If the specs for the GeForce 256 are to be believed, this truly is a powerhouse in the graphics market.
Donning the monicker "Graphics Processor Unit" or GPU, the GeForce 256 is a 256-bit 3D processor with an integrated transform and lighting engine, an integrated dynamic lighting engine, a four-pixel rendering pipeline and supports up to 128-megabytes of memory.
The transform and lighting engine (TNL) offloads processor intensive geometry applications from the CPU, thus removing the bottleneck at the processor level commonly encountered during 3D games, while the rendering pipeline supplies the GeForce with more than enough raw power for whatever else you want to throw at it.
``The GeForce 256 continues NVIDIA's long tradition of introducing groundbreaking technologies and trend-setting products to the PC market," said nVidia president and CEO Jen-Hsun Huang in a statement. He added: ``The GPU is a major breakthrough for the industry and will fundamentally transform the 3D medium. It will enable a new generation of amazing interactive content that is alive, imaginative, and captivating. The richness of this new 3D medium will have a profound impact on future of storytelling and will broaden the appeal of 3D far beyond the game enthusiasts.''
But while performance is guaranteed, price is still a concern.

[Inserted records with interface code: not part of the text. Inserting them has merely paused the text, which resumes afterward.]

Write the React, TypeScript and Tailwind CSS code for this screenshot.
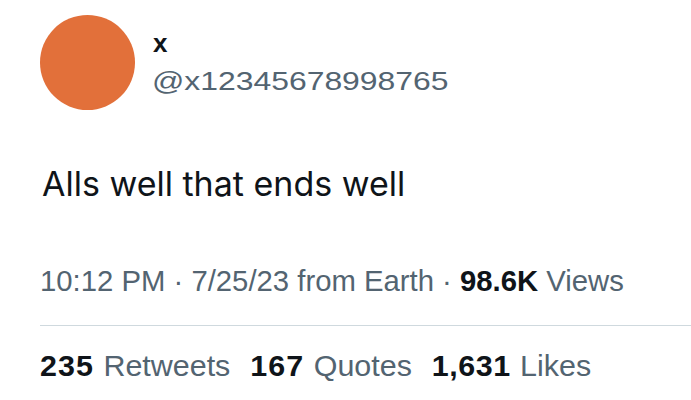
import React from "react";

export default function App() {
  return (
    <div className="w-[691px] h-[400px] bg-white overflow-hidden pl-[40px] pt-[15px] font-['Liberation_Sans',Arial,sans-serif]">
      <div className="flex items-center">
        <div className="w-[95px] h-[95px] rounded-full bg-[#e2703a] shrink-0" />
        <div className="ml-[17px] flex flex-col">
          <div className="text-[26px] leading-[26px] font-bold text-[#0f1419] pl-[1px]">x</div>
          <div className="mt-[10px] text-[25.5px] leading-[30px] text-[#536471] inline-block origin-left scale-x-[1.25] whitespace-nowrap">
            @x12345678998765
          </div>
        </div>
      </div>
      <div className="mt-[54px] pl-[2px] text-[34px] leading-[40px] text-[#0f1419] font-['Inter',sans-serif]">
        Alls well that ends well
      </div>
      <div className="mt-[60px] text-[29px] leading-[34px] text-[#536471] whitespace-nowrap origin-left scale-x-[1.01]">
        10:12 PM · 7/25/23 from Earth · <span className="font-bold text-[#0f1419]">98.6K</span> Views
      </div>
      <div className="mt-[27px] h-px bg-[#cfd9de]" />
      <div className="mt-[23px] flex gap-[19px] text-[29px] leading-[34px] text-[#536471] whitespace-nowrap origin-left scale-x-[1.05]">
        <span className="flex gap-[9px]">
          <span className="font-bold text-[#0f1419] tracking-[1px]">235</span>
          <span>Retweets</span>
        </span>
        <span className="flex gap-[9px]">
          <span className="font-bold text-[#0f1419] tracking-[1px]">167</span>
          <span>Quotes</span>
        </span>
        <span className="flex gap-[9px]">
          <span className="font-bold text-[#0f1419] tracking-[0.5px]">1,631</span>
          <span>Likes</span>
        </span>
      </div>
    </div>
  );
}
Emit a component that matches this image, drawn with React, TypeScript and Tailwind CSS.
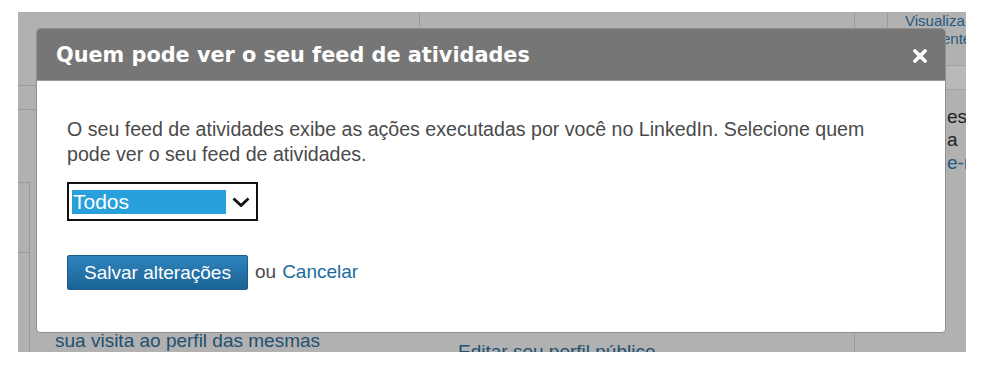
import React from "react";

const ARIAL = { fontFamily: '"Liberation Sans", Arial, sans-serif' };

export default function App() {
  return (
    <div className="w-[984px] h-[373px] bg-white pt-[12px] pl-[18px]" style={ARIAL}>
      <div className="relative w-[948px] h-[340px] bg-[#b1b1b1] overflow-hidden flex">
        {/* col 1 : 18..36 */}
        <div className="w-[18px] flex flex-col shrink-0">
          <div className="h-[73px]" />
          <div className="h-[25px] border-y border-[#999]" />
          <div className="h-[72px]" />
          <div className="w-[12px] h-[71px] border-t border-r border-b border-[#999]" />
          <div className="w-[12px] flex-1 border-r border-[#999]" />
        </div>
        {/* col 2 : 36..420 */}
        <div className="w-[384px] flex flex-col shrink-0">
          <div className="h-[16px] border-r border-[#999]" />
          <div className="h-[303px] shrink-0" />
          <div className="pl-[19px] text-[19px] leading-[22px] text-[#22506f] whitespace-nowrap">
            sua visita ao perfil das mesmas
          </div>
        </div>
        {/* col 3 : 420..855 */}
        <div className="w-[435px] flex flex-col shrink-0 border-r border-[#999]">
          <div className="h-[329px] shrink-0" />
          <div className="pl-[38px] text-[19px] leading-[22px] text-[#22506f] whitespace-nowrap">
            Editar seu perfil público
          </div>
        </div>
        {/* col 4 : 855..888 */}
        <div className="w-[33px] shrink-0">
          <div className="h-[16px] border-r border-[#999]" />
        </div>
        {/* col 5 : 888..966 */}
        <div className="w-[78px] shrink-0 flex flex-col">
          <div className="pl-[17px] text-[15px] leading-[18px] text-[#245a80] whitespace-nowrap">
            Visualiza
          </div>
          <div className="pl-[54px] text-[15px] leading-[18px] text-[#245a80] whitespace-nowrap">
            ente
          </div>
          <div className="h-[17px] shrink-0" />
          <div className="h-[25px] shrink-0 border-y border-[#a2a2a2] bg-[#b9b9b9]" />
          <div className="pl-[59px] pt-[15px] text-[19px] leading-[23px] text-[#222] whitespace-nowrap">
            <div>es</div>
            <div>a</div>
            <div className="text-[#245a80]">e-n</div>
          </div>
        </div>

        {/* modal */}
        <div className="absolute left-[18px] top-[16px] w-[910px] h-[305px] rounded-[4px] overflow-hidden bg-white border border-[#8f8f8f] flex flex-col">
          <div className="h-[52px] shrink-0 bg-[#767676] border-b border-[#9c9c9c] flex items-center justify-between pl-[19px] pr-[18px] pt-[2px]">
            <div
              className="text-white font-bold text-[20.8px] leading-none"
              style={{ fontFamily: '"DejaVu Sans", Verdana, sans-serif' }}
            >
              Quem pode ver o seu feed de atividades
            </div>
            <svg width="14" height="14" viewBox="0 0 14 14">
              <path d="M2 2 L12 12 M12 2 L2 12" stroke="white" strokeWidth="3.6" strokeLinecap="square" />
            </svg>
          </div>
          <div className="pl-[30px] pt-[36px] flex flex-col items-start">
            <p className="w-[820px] text-[19.6px] leading-[25px] text-[#4a4a4a]">
              O seu feed de atividades exibe as ações executadas por você no LinkedIn. Selecione quem pode ver o seu feed de atividades.
            </p>
            <div className="mt-[15px] w-[191px] h-[39px] border-2 border-[#111] bg-white flex items-center pl-[3px] pr-[6px]">
              <div className="w-[154px] h-[24px] bg-[#28a0dc] text-white text-[21px] leading-[24px] pl-[1px]">
                Todos
              </div>
              <div className="flex-1 flex justify-end">
                <svg width="18" height="10" viewBox="0 0 18 10">
                  <path d="M1.5 1.5 L9 8.5 L16.5 1.5" fill="none" stroke="#111" strokeWidth="2.8" />
                </svg>
              </div>
            </div>
            <div className="mt-[34px] flex items-center">
              <button className="w-[181px] h-[35px] rounded-[2px] border border-[#1b5c89] bg-gradient-to-b from-[#2f84bd] to-[#1a6396] text-white text-[19px] leading-none">
                Salvar alterações
              </button>
              <span className="ml-[7px] text-[19px] text-[#4a4a4a]">ou</span>
              <span className="ml-[6px] text-[19px] text-[#1b6b9c]">Cancelar</span>
            </div>
          </div>
        </div>
      </div>
    </div>
  );
}
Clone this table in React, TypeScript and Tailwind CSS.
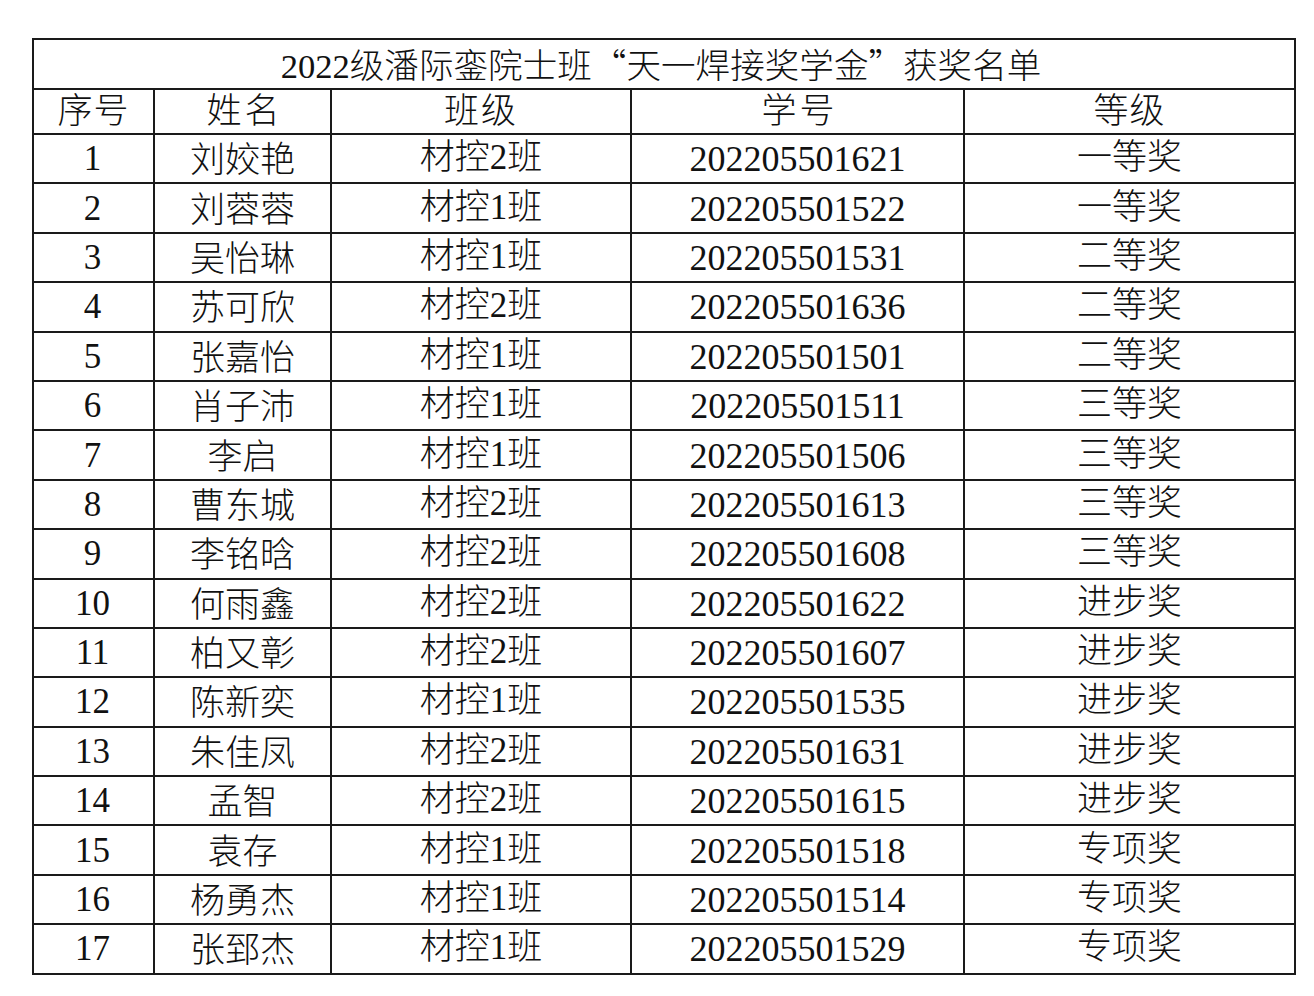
const rows: [string, string, string, string, string][] = [
  ["1", "刘姣艳", "材控2班", "202205501621", "一等奖"],
  ["2", "刘蓉蓉", "材控1班", "202205501522", "一等奖"],
  ["3", "吴怡琳", "材控1班", "202205501531", "二等奖"],
  ["4", "苏可欣", "材控2班", "202205501636", "二等奖"],
  ["5", "张嘉怡", "材控1班", "202205501501", "二等奖"],
  ["6", "肖子沛", "材控1班", "202205501511", "三等奖"],
  ["7", "李启", "材控1班", "202205501506", "三等奖"],
  ["8", "曹东城", "材控2班", "202205501613", "三等奖"],
  ["9", "李铭晗", "材控2班", "202205501608", "三等奖"],
  ["10", "何雨鑫", "材控2班", "202205501622", "进步奖"],
  ["11", "柏又彰", "材控2班", "202205501607", "进步奖"],
  ["12", "陈新奕", "材控1班", "202205501535", "进步奖"],
  ["13", "朱佳凤", "材控2班", "202205501631", "进步奖"],
  ["14", "孟智", "材控2班", "202205501615", "进步奖"],
  ["15", "袁存", "材控1班", "202205501518", "专项奖"],
  ["16", "杨勇杰", "材控1班", "202205501514", "专项奖"],
  ["17", "张郅杰", "材控1班", "202205501529", "专项奖"],
];

const cell = "border-2 border-[#1a1a1a] p-0 text-center align-middle leading-none";
const cjk = "font-['Noto_Sans_CJK_SC',sans-serif]";

export default function App() {
  return (
    <div className="min-h-[996px] bg-white pl-[32px] pt-[38px] font-['Liberation_Serif','Noto_Sans_CJK_SC',serif] text-[35px] font-light text-[#111]">
      <table className="w-[1264px] table-fixed border-collapse">
        <colgroup>
          <col className="w-[121px]" />
          <col className="w-[177px]" />
          <col className="w-[300px]" />
          <col className="w-[333px]" />
          <col />
        </colgroup>
        <tbody>
          <tr className="h-[50px]">
            <td colSpan={5} className={`${cell} pt-[2px] pr-[6px] text-[34.6px]`}>
              2022级潘际銮院士班<span className={cjk}>“</span>天一焊接奖学金<span className={cjk}>”</span>获奖名单
            </td>
          </tr>
          <tr className="h-[45px]">
            <td className={`${cell} tracking-[1px]`}>序号</td>
            <td className={`${cell} pl-[4px] tracking-[3px]`}>姓名</td>
            <td className={`${cell} tracking-[2px]`}>班级</td>
            <td className={`${cell} pl-[4px] tracking-[3px]`}>学号</td>
            <td className={`${cell} tracking-[1px]`}>等级</td>
          </tr>
          {rows.map(([no, name, cls, id, level]) => (
            <tr key={no} className="h-[49.4px]">
              <td className={`${cell} pr-[2px]`}>{no}</td>
              <td className={`${cell} pt-[4px]`}>{name}</td>
              <td className={`${cell} pb-[2px]`}>{cls}</td>
              <td className={`${cell} pt-[1px] text-[36px]`}>{id}</td>
              <td className={`${cell} pb-[2px]`}>{level}</td>
            </tr>
          ))}
        </tbody>
      </table>
    </div>
  );
}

Several hardware vendors ZDNet talked to, placed the cost of the chip at around US$40 (£24.40) in quantities of 1,000. That works out to $299-$349 for a retail video card, depending on the amount of memory used -- a tough price to swallow, especially when companies like S3 is planning to release equivalent features at a fraction of the cost (Savage2000).
It should be noted, however, that these prices are purely estimates on our part. Wait for the official word before making any purchasing decisions of your own.
ECTS should, if our sources are correct, see announcements around the GeForce 256. Watch for video cards from Creative Labs, Elsa, Guillemot, Canopus of Japan, Asus and Leadtek.